Your instructions> Copy out each line exactly; pictures stay out of the copy.
+++
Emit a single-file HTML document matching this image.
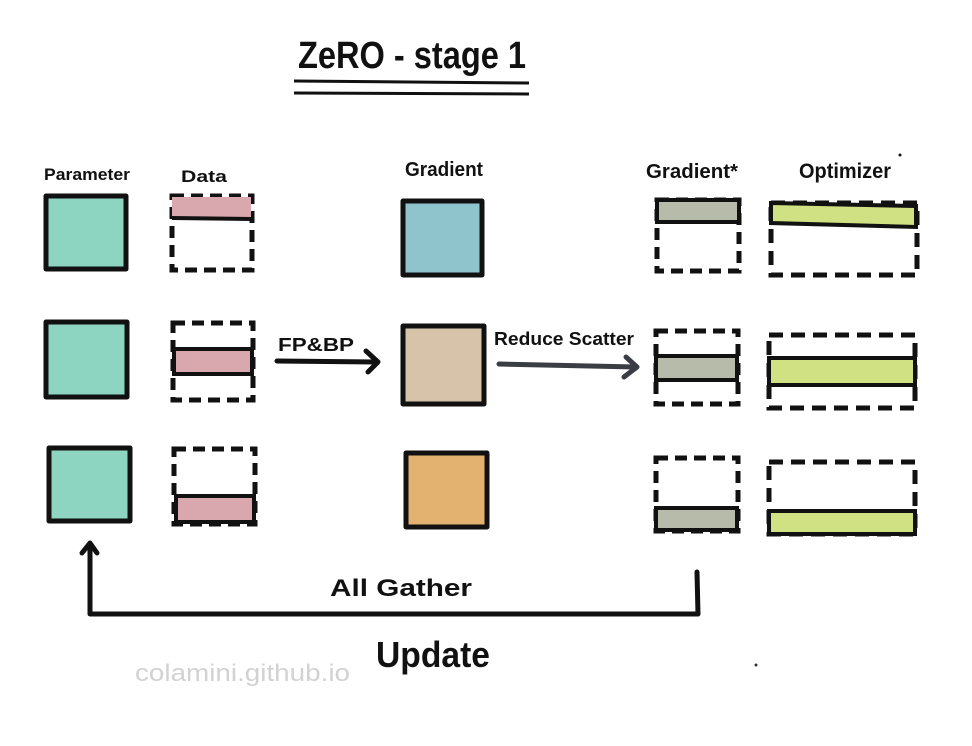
<!DOCTYPE html>
<html><head><meta charset="utf-8"><style>
html,body{margin:0;padding:0;background:#fff;}
svg{display:block}
text{font-family:"Liberation Sans",sans-serif;fill:#111;}
</style></head><body>
<svg width="972" height="746" viewBox="0 0 972 746" xmlns="http://www.w3.org/2000/svg">
<rect width="972" height="746" fill="#fff"/>
<!-- title -->
<text x="298" y="68" font-size="38" font-weight="bold" textLength="228" lengthAdjust="spacingAndGlyphs">ZeRO - stage 1</text>
<line x1="294" y1="81" x2="529" y2="83" stroke="#111" stroke-width="3"/>
<line x1="294" y1="93" x2="529" y2="94" stroke="#111" stroke-width="3"/>
<!-- headers -->
<text x="44" y="180" font-size="17" font-weight="bold" textLength="86" lengthAdjust="spacingAndGlyphs">Parameter</text>
<text x="181" y="182" font-size="17" font-weight="bold" textLength="46" lengthAdjust="spacingAndGlyphs">Data</text>
<text x="405" y="176" font-size="20" font-weight="bold" textLength="78" lengthAdjust="spacingAndGlyphs">Gradient</text>
<text x="646" y="178" font-size="20" font-weight="bold" textLength="92" lengthAdjust="spacingAndGlyphs">Gradient*</text>
<text x="799" y="178" font-size="21" font-weight="bold" textLength="92" lengthAdjust="spacingAndGlyphs">Optimizer</text>
<circle cx="900" cy="155" r="1.5" fill="#111"/>
<g stroke="#111" stroke-width="5" stroke-linejoin="round">
<rect x="46" y="196" width="80" height="73" fill="#8dd5c0"/>
<rect x="46" y="322" width="81" height="75" fill="#8dd5c0"/>
<rect x="49" y="448" width="81" height="73" fill="#8dd5c0"/>
<rect x="403" y="201" width="79" height="74" fill="#8fc4cd"/>
<rect x="403" y="326" width="81" height="78" fill="#d6c3a9"/>
<rect x="406" y="453" width="81" height="74" fill="#e4b270"/>
</g>
<g stroke="#111" stroke-width="5" fill="none">
<rect x="172" y="196" width="80" height="74" stroke-dasharray="12,7"/>
<rect x="173" y="323" width="80" height="77" stroke-dasharray="12,7"/>
<rect x="174" y="449" width="81" height="75" stroke-dasharray="12,7"/>
<rect x="657" y="200" width="82" height="71" stroke-dasharray="12,7"/>
<rect x="656" y="331" width="82" height="73" stroke-dasharray="12,7"/>
<rect x="656" y="458" width="82" height="73" stroke-dasharray="12,7"/>
<rect x="771" y="203" width="146" height="72" stroke-dasharray="14,8"/>
<rect x="769" y="335" width="146" height="73" stroke-dasharray="14,8"/>
<rect x="769" y="462" width="146" height="72" stroke-dasharray="14,8"/>
</g>
<g stroke="#111" stroke-width="4">
<rect x="172" y="197" width="79" height="21" fill="#d9a8ae" stroke="none"/>
<line x1="172" y1="218" x2="252" y2="219"/>
<rect x="174" y="349" width="78" height="25" fill="#d9a8ae"/>
<rect x="176" y="496" width="78" height="26" fill="#d9a8ae"/>
<rect x="657" y="200" width="82" height="22" fill="#b7bba9"/>
<rect x="656" y="356" width="81" height="24" fill="#b7bba9"/>
<rect x="656" y="508" width="81" height="22" fill="#b7bba9"/>
<path d="M771 203 L916 206 L916 227 L771 223 Z" fill="#d0e184"/>
<rect x="769" y="358" width="146" height="27" fill="#d0e184"/>
<rect x="769" y="511" width="146" height="23" fill="#d0e184"/>
</g>
<g fill="none" stroke-linecap="round" stroke-linejoin="round">
<path d="M277 361 L376 362 M366 351 L378 362 L368 372" stroke="#111" stroke-width="5"/>
<path d="M499 364 L637 367 M626 357 L637 367 M624 377 L637 367" stroke="#3a3d44" stroke-width="5"/>
<path d="M697 572 L698 614 L90 614 L90 544 M82 553 L90 543 L97 553" stroke="#111" stroke-width="5"/>
</g>
<text x="278" y="351" font-size="18" font-weight="bold" textLength="76" lengthAdjust="spacingAndGlyphs">FP&amp;BP</text>
<text x="494" y="345" font-size="18" font-weight="bold" textLength="140" lengthAdjust="spacingAndGlyphs">Reduce Scatter</text>
<text x="330" y="596" font-size="24" font-weight="bold" textLength="142" lengthAdjust="spacingAndGlyphs">All Gather</text>
<text x="376" y="667" font-size="36" font-weight="bold" textLength="114" lengthAdjust="spacingAndGlyphs">Update</text>
<text x="135" y="681" font-size="24" style="fill:#d2d2d2" textLength="215" lengthAdjust="spacingAndGlyphs">colamini.github.io</text>
<circle cx="756" cy="665" r="1.5" fill="#333"/>
</svg>
</body></html>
+++
Task output>
Emit a single-file HTML document matching this image.
<!DOCTYPE html>
<html><head><meta charset="utf-8"><style>
html,body{margin:0;padding:0;background:#fff;}
svg{display:block}
text{font-family:"Liberation Sans",sans-serif;fill:#111;}
</style></head><body>
<svg width="972" height="746" viewBox="0 0 972 746" xmlns="http://www.w3.org/2000/svg">
<rect width="972" height="746" fill="#fff"/>
<!-- title -->
<text x="298" y="68" font-size="38" font-weight="bold" textLength="228" lengthAdjust="spacingAndGlyphs">ZeRO - stage 1</text>
<line x1="294" y1="81" x2="529" y2="83" stroke="#111" stroke-width="3"/>
<line x1="294" y1="93" x2="529" y2="94" stroke="#111" stroke-width="3"/>
<!-- headers -->
<text x="44" y="180" font-size="17" font-weight="bold" textLength="86" lengthAdjust="spacingAndGlyphs">Parameter</text>
<text x="181" y="182" font-size="17" font-weight="bold" textLength="46" lengthAdjust="spacingAndGlyphs">Data</text>
<text x="405" y="176" font-size="20" font-weight="bold" textLength="78" lengthAdjust="spacingAndGlyphs">Gradient</text>
<text x="646" y="178" font-size="20" font-weight="bold" textLength="92" lengthAdjust="spacingAndGlyphs">Gradient*</text>
<text x="799" y="178" font-size="21" font-weight="bold" textLength="92" lengthAdjust="spacingAndGlyphs">Optimizer</text>
<circle cx="900" cy="155" r="1.5" fill="#111"/>
<g stroke="#111" stroke-width="5" stroke-linejoin="round">
<rect x="46" y="196" width="80" height="73" fill="#8dd5c0"/>
<rect x="46" y="322" width="81" height="75" fill="#8dd5c0"/>
<rect x="49" y="448" width="81" height="73" fill="#8dd5c0"/>
<rect x="403" y="201" width="79" height="74" fill="#8fc4cd"/>
<rect x="403" y="326" width="81" height="78" fill="#d6c3a9"/>
<rect x="406" y="453" width="81" height="74" fill="#e4b270"/>
</g>
<g stroke="#111" stroke-width="5" fill="none">
<rect x="172" y="196" width="80" height="74" stroke-dasharray="12,7"/>
<rect x="173" y="323" width="80" height="77" stroke-dasharray="12,7"/>
<rect x="174" y="449" width="81" height="75" stroke-dasharray="12,7"/>
<rect x="657" y="200" width="82" height="71" stroke-dasharray="12,7"/>
<rect x="656" y="331" width="82" height="73" stroke-dasharray="12,7"/>
<rect x="656" y="458" width="82" height="73" stroke-dasharray="12,7"/>
<rect x="771" y="203" width="146" height="72" stroke-dasharray="14,8"/>
<rect x="769" y="335" width="146" height="73" stroke-dasharray="14,8"/>
<rect x="769" y="462" width="146" height="72" stroke-dasharray="14,8"/>
</g>
<g stroke="#111" stroke-width="4">
<rect x="172" y="197" width="79" height="21" fill="#d9a8ae" stroke="none"/>
<line x1="172" y1="218" x2="252" y2="219"/>
<rect x="174" y="349" width="78" height="25" fill="#d9a8ae"/>
<rect x="176" y="496" width="78" height="26" fill="#d9a8ae"/>
<rect x="657" y="200" width="82" height="22" fill="#b7bba9"/>
<rect x="656" y="356" width="81" height="24" fill="#b7bba9"/>
<rect x="656" y="508" width="81" height="22" fill="#b7bba9"/>
<path d="M771 203 L916 206 L916 227 L771 223 Z" fill="#d0e184"/>
<rect x="769" y="358" width="146" height="27" fill="#d0e184"/>
<rect x="769" y="511" width="146" height="23" fill="#d0e184"/>
</g>
<g fill="none" stroke-linecap="round" stroke-linejoin="round">
<path d="M277 361 L376 362 M366 351 L378 362 L368 372" stroke="#111" stroke-width="5"/>
<path d="M499 364 L637 367 M626 357 L637 367 M624 377 L637 367" stroke="#3a3d44" stroke-width="5"/>
<path d="M697 572 L698 614 L90 614 L90 544 M82 553 L90 543 L97 553" stroke="#111" stroke-width="5"/>
</g>
<text x="278" y="351" font-size="18" font-weight="bold" textLength="76" lengthAdjust="spacingAndGlyphs">FP&amp;BP</text>
<text x="494" y="345" font-size="18" font-weight="bold" textLength="140" lengthAdjust="spacingAndGlyphs">Reduce Scatter</text>
<text x="330" y="596" font-size="24" font-weight="bold" textLength="142" lengthAdjust="spacingAndGlyphs">All Gather</text>
<text x="376" y="667" font-size="36" font-weight="bold" textLength="114" lengthAdjust="spacingAndGlyphs">Update</text>
<text x="135" y="681" font-size="24" style="fill:#d2d2d2" textLength="215" lengthAdjust="spacingAndGlyphs">colamini.github.io</text>
<circle cx="756" cy="665" r="1.5" fill="#333"/>
</svg>
</body></html>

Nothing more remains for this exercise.